Un "motivo scatenante non c'è", ma per Beppe Marotta l'addio alla Juventus è comunque "doloroso", soprattutto perché "voluto dalla società" dopo otto anni di vittorie sul campo e non solo. I bianconeri che fanno il vuoto in campionato, e che martedì affrontano lo Young Boys in Champions, salutano il 'Pallone d'Oro' dei dirigenti sportivi, lasciando i tifosi a interrogarsi sul futuro. "Ho fatto crescere tanti dirigenti, credo e spero possano essere il domani", dice lo stesso Marotta, aprendo così alla successione interna.

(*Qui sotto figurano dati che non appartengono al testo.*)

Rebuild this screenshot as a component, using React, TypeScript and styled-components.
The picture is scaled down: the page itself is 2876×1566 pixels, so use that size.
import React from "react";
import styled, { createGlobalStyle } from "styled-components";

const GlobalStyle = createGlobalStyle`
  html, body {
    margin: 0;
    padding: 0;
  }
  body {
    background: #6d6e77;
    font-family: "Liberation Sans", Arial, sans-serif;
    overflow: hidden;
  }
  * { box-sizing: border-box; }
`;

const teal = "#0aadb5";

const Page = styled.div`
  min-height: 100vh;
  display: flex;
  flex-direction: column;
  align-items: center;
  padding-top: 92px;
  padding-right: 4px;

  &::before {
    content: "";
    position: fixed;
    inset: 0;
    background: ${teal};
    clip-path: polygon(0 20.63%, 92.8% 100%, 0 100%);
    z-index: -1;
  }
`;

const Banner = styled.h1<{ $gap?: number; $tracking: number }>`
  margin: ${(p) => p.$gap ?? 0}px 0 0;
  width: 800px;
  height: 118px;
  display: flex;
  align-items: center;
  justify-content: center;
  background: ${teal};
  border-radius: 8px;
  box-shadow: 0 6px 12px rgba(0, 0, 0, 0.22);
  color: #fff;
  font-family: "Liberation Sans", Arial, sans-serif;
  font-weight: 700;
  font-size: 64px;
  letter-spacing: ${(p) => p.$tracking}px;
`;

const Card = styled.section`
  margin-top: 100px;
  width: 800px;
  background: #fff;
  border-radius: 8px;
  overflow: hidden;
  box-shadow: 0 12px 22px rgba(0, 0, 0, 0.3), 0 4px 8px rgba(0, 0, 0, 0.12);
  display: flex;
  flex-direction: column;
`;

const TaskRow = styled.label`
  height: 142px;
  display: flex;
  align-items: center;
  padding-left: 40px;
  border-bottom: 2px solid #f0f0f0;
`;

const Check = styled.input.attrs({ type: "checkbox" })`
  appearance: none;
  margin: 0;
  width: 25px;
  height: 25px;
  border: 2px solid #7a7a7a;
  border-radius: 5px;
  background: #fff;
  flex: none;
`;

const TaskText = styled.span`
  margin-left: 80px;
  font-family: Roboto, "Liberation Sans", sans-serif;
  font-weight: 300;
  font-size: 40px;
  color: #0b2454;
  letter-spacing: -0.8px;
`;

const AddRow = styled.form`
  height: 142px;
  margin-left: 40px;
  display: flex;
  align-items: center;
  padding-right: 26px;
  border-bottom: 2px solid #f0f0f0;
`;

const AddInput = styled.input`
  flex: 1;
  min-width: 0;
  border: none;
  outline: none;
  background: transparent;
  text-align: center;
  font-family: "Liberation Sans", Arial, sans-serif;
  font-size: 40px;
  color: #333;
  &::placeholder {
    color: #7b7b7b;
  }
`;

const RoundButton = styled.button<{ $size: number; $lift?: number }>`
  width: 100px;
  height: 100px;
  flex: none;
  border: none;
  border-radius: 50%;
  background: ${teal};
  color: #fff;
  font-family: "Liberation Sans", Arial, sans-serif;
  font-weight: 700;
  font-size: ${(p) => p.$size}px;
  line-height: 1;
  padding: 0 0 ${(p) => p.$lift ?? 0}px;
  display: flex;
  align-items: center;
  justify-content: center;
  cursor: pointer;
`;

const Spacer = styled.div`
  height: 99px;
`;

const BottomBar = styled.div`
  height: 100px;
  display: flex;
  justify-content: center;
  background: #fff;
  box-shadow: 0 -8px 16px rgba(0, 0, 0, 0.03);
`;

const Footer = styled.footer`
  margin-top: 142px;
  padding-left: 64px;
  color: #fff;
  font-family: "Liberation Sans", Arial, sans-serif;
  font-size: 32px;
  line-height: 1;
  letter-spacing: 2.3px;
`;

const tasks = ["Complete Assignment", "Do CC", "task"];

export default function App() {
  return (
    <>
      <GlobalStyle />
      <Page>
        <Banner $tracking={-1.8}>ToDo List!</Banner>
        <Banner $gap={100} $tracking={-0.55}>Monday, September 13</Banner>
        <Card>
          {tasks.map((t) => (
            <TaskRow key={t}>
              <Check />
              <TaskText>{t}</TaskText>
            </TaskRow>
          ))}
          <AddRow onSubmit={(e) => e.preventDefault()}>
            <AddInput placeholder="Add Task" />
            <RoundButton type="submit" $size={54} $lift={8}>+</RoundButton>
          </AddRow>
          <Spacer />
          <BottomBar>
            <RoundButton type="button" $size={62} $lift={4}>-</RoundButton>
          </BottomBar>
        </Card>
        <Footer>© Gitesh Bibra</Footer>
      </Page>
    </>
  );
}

In pole position Fabio Paratici, una sua creatura, e Pavel Nedved, attuale vicepresidente vicinissimo ad Andrea Agnelli. Il nome del nuovo amministratore delegato andrà individuato nella lista dei consiglieri, che verrà resa nota domani e nella quale non comparirà Marotta, come da lui annunciato dopo la bella vittoria contro il Napoli. Un fulmine a ciel sereno, nessuna nube all'orizzonte che lasciasse immaginare un simile temporale. Guai però a dirgli che la Juve lo ha mandato via. "Mandar via è un termine troppo forte - sostiene - Sono un uomo d'azienda e sposo questa linea. Mi adeguo a quelle che sono le loro idee e le loro direttive, per amore sia delle persone che della stessa Juve, certo di avere dato in questi anni il 100%". Sette scudetti consecutivi e due finali Champions, anche se perse, sono il biglietto da visita di un manager arrivato che il club, tra Calciopoli, serie B e qualche scelta sbagliata, non vinceva quasi da dieci anni.

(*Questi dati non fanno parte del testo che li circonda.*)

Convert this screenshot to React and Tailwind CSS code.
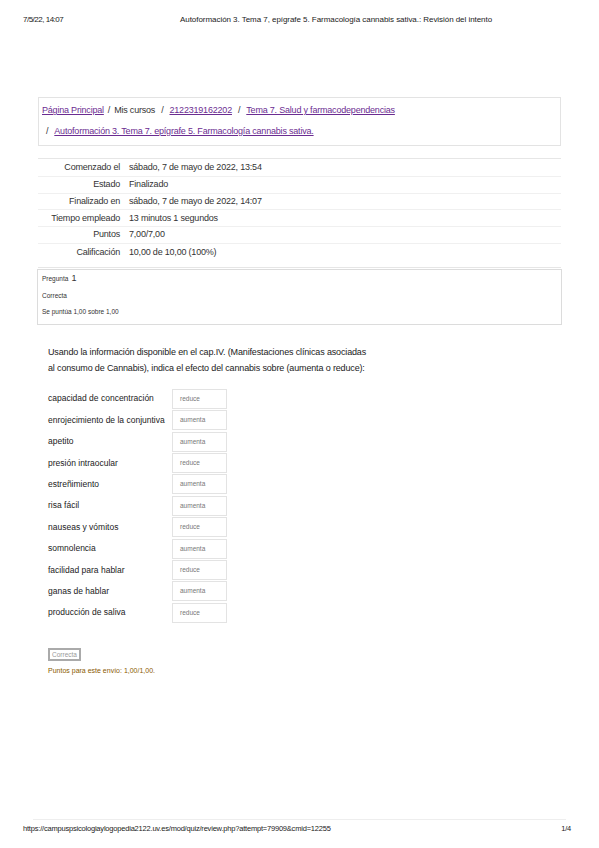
import React from 'react';

const rows = [
  ['Comenzado el', 'sábado, 7 de mayo de 2022, 13:54'],
  ['Estado', 'Finalizado'],
  ['Finalizado en', 'sábado, 7 de mayo de 2022, 14:07'],
  ['Tiempo empleado', '13 minutos 1 segundos'],
  ['Puntos', '7,00/7,00'],
  ['Calificación', '10,00 de 10,00 (100%)'],
];

const matches = [
  ['capacidad de concentración', 'reduce'],
  ['enrojecimiento de la conjuntiva', 'aumenta'],
  ['apetito', 'aumenta'],
  ['presión intraocular', 'reduce'],
  ['estreñimiento', 'aumenta'],
  ['risa fácil', 'aumenta'],
  ['nauseas y vómitos', 'reduce'],
  ['somnolencia', 'aumenta'],
  ['facilidad para hablar', 'reduce'],
  ['ganas de hablar', 'aumenta'],
  ['producción de saliva', 'reduce'],
];

const link = 'text-[#6b2c91] underline';

export default function App() {
  return (
    <div className="w-[599px] h-[848px] bg-white text-[#333] relative flex flex-col" style={{ fontFamily: '"Liberation Sans", Arial, sans-serif' }}>
      <div className="flex items-center h-[39px] pl-[23px] text-[8px] text-[#222]">
        <span className="w-[157px] tracking-[-0.5px]">7/5/22, 14:07</span>
        <span className="tracking-[-0.05px]">Autoformación 3. Tema 7, epígrafe 5. Farmacología cannabis sativa.: Revisión del intento</span>
      </div>

      <div className="mt-[58px] mx-[38px] border border-[#e3e3e3] px-[3px] pt-[2px] pb-[3px] text-[9px] leading-[21px] tracking-[-0.2px]">
        <div>
          <a className={link}>Página Principal</a>
          <span className="mx-[4px]">/</span>Mis cursos<span className="mx-[6px]">/</span>
          <a className={link}>2122319162202</a>
          <span className="mx-[6px]">/</span>
          <a className={link}>Tema 7. Salud y farmacodependencias</a>
        </div>
        <div className="pl-[4px]">
          <span className="mr-[6px]">/</span>
          <a className={link}>Autoformación 3. Tema 7. epígrafe 5. Farmacología cannabis sativa.</a>
        </div>
      </div>

      <div className="mt-[12px] mx-[38px] border-t border-b border-[#e6e6e6] pt-[1px] pb-[6px] text-[9px] tracking-[-0.2px]">
        {rows.map(([k, v], i) => (
          <div key={k} className={`flex h-[16.8px] items-center ${i < rows.length - 1 ? 'border-b border-[#f0f0f0]' : ''}`}>
            <div className="w-[91px] text-right pr-[9px]">{k}</div>
            <div>{v}</div>
          </div>
        ))}
      </div>

      <div className="mt-[1px] mx-[37px] border border-[#dcdcdc] pl-[4px] pt-[4px] pb-[4px] text-[6.5px] text-[#333] leading-none">
        <div className="flex items-baseline gap-[3px] h-[14px]">
          <span>Pregunta</span><span className="text-[9px]">1</span>
        </div>
        <div className="h-[16px] flex items-center">Correcta</div>
        <div className="h-[16px] flex items-center">Se puntúa 1,00 sobre 1,00</div>
      </div>

      <div className="mt-[19px] ml-[48px] text-[9px] leading-[16px] text-[#222] tracking-[-0.15px]">
        <div>Usando la información disponible en el cap.IV. (Manifestaciones clínicas asociadas</div>
        <div>al consumo de Cannabis), indica el efecto del cannabis sobre (aumenta o reduce):</div>
      </div>

      <div className="mt-[13px] ml-[48px] flex flex-col gap-[1.4px]">
        {matches.map(([k, v]) => (
          <div key={k} className="flex items-center h-[20px]">
            <div className="w-[124px] text-[8.5px] text-[#222] tracking-[0px]">{k}</div>
            <div className="w-[55px] h-[20px] border border-[#e3e3e3] flex items-center pl-[7px] text-[6.5px] text-[#777]">{v}</div>
          </div>
        ))}
      </div>

      <div className="mt-[17px] ml-[48px]">
        <div className="inline-block border-2 border-[#aaa] px-[2px] text-[6.5px] text-[#999] leading-[9px]">Correcta</div>
        <div className="mt-[2px] text-[7px] text-[#8a5a00]">Puntos para este envío: 1,00/1,00.</div>
      </div>

      <div className="absolute left-0 right-0 top-[819px]">
        <div className="mx-[33px] border-t border-[#eee]"></div>
        <div className="flex justify-between pl-[23px] pr-[28px] pt-[3px] text-[7.5px] text-[#222] tracking-[-0.2px]">
          <span>https://campuspsicologiaylogopedia2122.uv.es/mod/quiz/review.php?attempt=79909&cmid=12255</span>
          <span>1/4</span>
        </div>
      </div>
    </div>
  );
}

"Ho vissuto tante emozioni - sottolinea Marotta - e sono state tutte belle". In cima il primo scudetto, quello con Conte in panchina, "perché eravamo giovani e neofiti". E perché la vittoria era "imprevista", ma "con il lavoro e la dedizione siamo riusciti a colmare il gap con le avversarie". "Credo anche di aver accompagnato il presidente Agnelli nella crescita. Lui oggi è grato di essere protagonista dello sport, nazionale ed internazionale. Queste sono le pagine belle, indimenticabili", dice, il tono pacato e le parole misurate anche ora che la delusione è inevitabile. "Ho trascorso quarant'anni consecutivi ininterrottamente in società, ed è la prima volta che mi fermo durante il campionato. Forse ho bisogno di ricaricarmi...". Il tempo di andare in pensione, però, è ancora lontano. "Smentisco la mia candidatura alla Federcalcio, perché non è una mia scelta - ribadisce - ma non escludo di accasarmi in un altro grande club". Difficile vederlo con un altro club già in questa stagione, anche se Napoli e Roma sembrano avere già fatto un sondaggio. "Mi piacerebbe - ammette - essere ai nastri di partenza della stagione 2019-2020 al timone di un'altra squadra". In mezzo la finale di Champions, il prossimo primo giugno, quella che fino a ieri sperava di tornare a raggiungere con la Juve. "Sarei orgoglioso - ammette - di esserci...".